その後、皇位は文武天皇から母の元明天皇(草壁皇子の妃にして持統天皇の腹違いの妹という複雑なポジションにいる女性)へ、さらに元明天皇から娘の元正天皇へと非常に興味深い道筋を辿り、そして文武天皇の息子であり元明天皇の孫(ということは天智天皇の曾孫)である聖武天皇へと継承されます。こうしてまさしく天智天皇系の直系相続になるわけですが、『続日本紀』にある「元明天皇の即位の宣命」によれば、その即位は「天智天皇の不改の常典」なるものを根拠にしています。ただ、この天智天皇が定めたという皇位継承の変わらぬ原則が本当に存在したという証拠はないようで、とすると天智天皇の権威に頼ったかのように見える「元明天皇の即位の宣命」は、そういうものを持ち出す必要がある状況だったことを示しているのでしょう。息子から母へという皇位継承自体が異例であり、亡夫・草壁皇子が即位を果たさずに亡くなっているのですから、天皇の后であった持統天皇と違って、正統性を主張する根拠が弱かったからでしょうか。

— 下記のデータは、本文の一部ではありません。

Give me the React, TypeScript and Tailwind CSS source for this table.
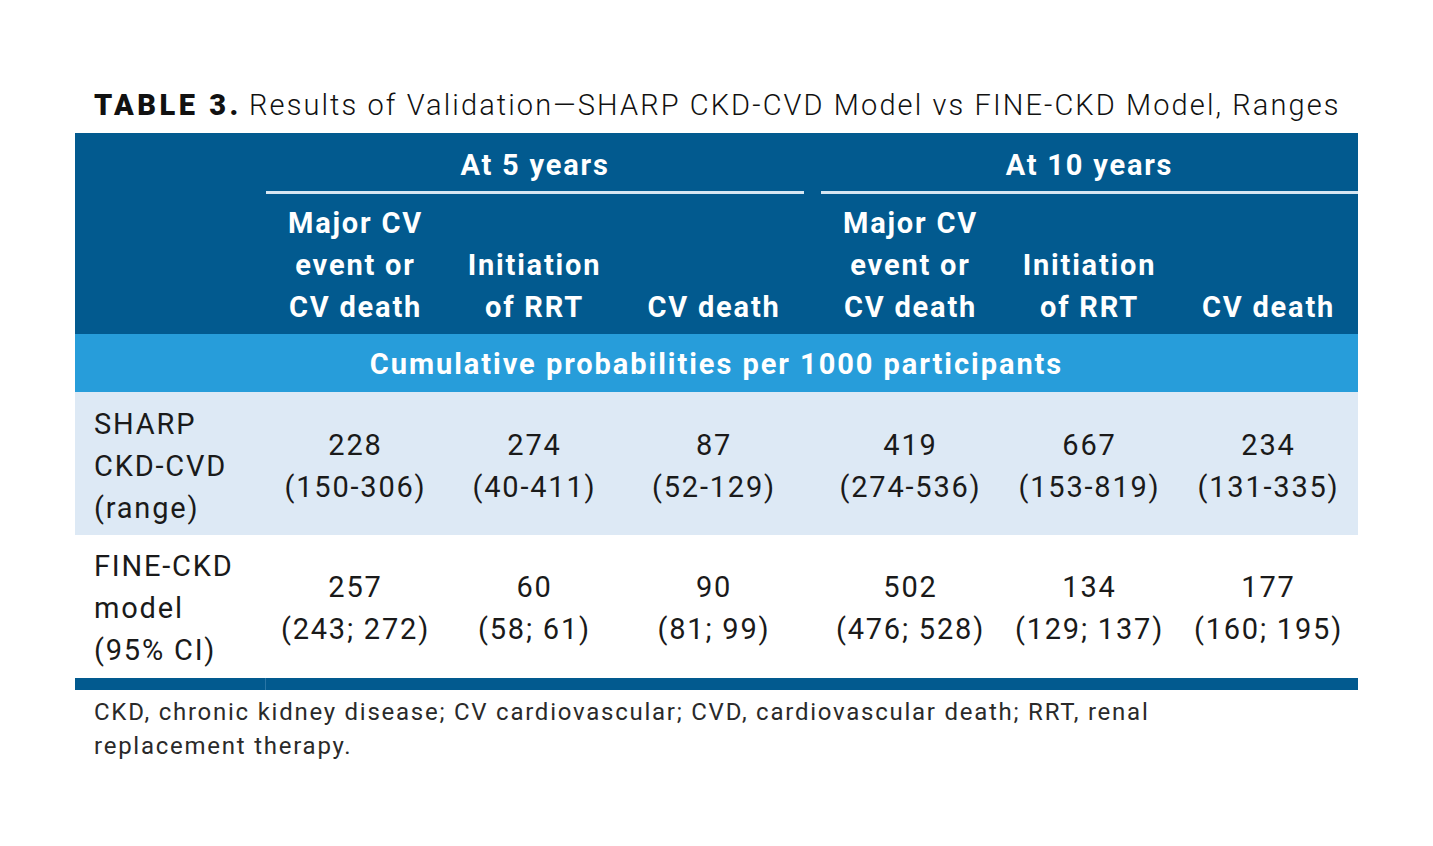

これまで見た範囲では「女帝をめぐる皇位継承の在り方が何かとても狭い範囲でなされている」という印象がありますが、少し考えるとそれはもっともなことです。一つ屋根の下で息子・娘の成長を見ながら暮らす母は、無意識のうちに子供と密着状態になるのは避けられませんし、それこそが家庭というものの存在意義なのです。気心が知れ、互いの弱点も含めてその特質を知悉した家族という最小単位の中で、決して絶やすことのできない皇位を継承行おうとした結果がこれなのです。
孝謙天皇(重祚して称徳天皇)までの奈良時代の女帝の歴史を俯瞰して思うのは、女を中心にした相続を行うには、この時代天皇家をめぐる婚姻の法整備が欠けており、それを別にしてもその相続法はいつか生物学的限界にぶつかるということです。一般世間が妻問婚の時代、天皇が男なら一般世間と同様に振る舞っても支障はなかったでしょうが、天皇が女である場合、そこに通ってくる男がいたかと考えると、いくら何でもどこの馬の骨とも知れない男を家に入れるわけにはいかないでしょうし、これはなかなか厄介な問題です。どのような格式、立場、ポジションにいる男ならその資格があるのでしょうか。つまり、この問題は第一に女帝の夫となる人物の条件が法制化されていなかったということが根本にあり、第二に一般に女性が持てる(産める)子供の数は男性が持てる子供の数に比べて、著しく制限されるという事実に尽きると思います。だからこそ男子の直系を軸にする皇位継承となっていったと考えるのが妥当でしょう。
少し話が逸れますが、これまで見てきた範囲での私見として、天皇を男子に限るのはとてもリスクがある気がします。一夫多妻の社会でもそうなのですから、一夫一婦制で側室を置けない現代において、なおかつ男女の別なく不妊の問題が前傾化し、少子化が極まっている日本において、直系男子による皇位継承はほぼ無理なのではないかということは、誰の目にも明らかなのではないでしょうか。
持統天皇を中心にその行動原理を家族形態という視点から見てこれまでに分かったことは、誰も皆、自分が親として形成した家族を唯一無二の家族と考え、その継承に命を燃やすということです。絶対核家族はやはり最も原初的家族形態であり、一代で完結する家族形態を過小評価して、家系を三代、四代、五代・・・と理念として継続させることには大きな犠牲と困難が伴うのだということを感ぜずにはおれません。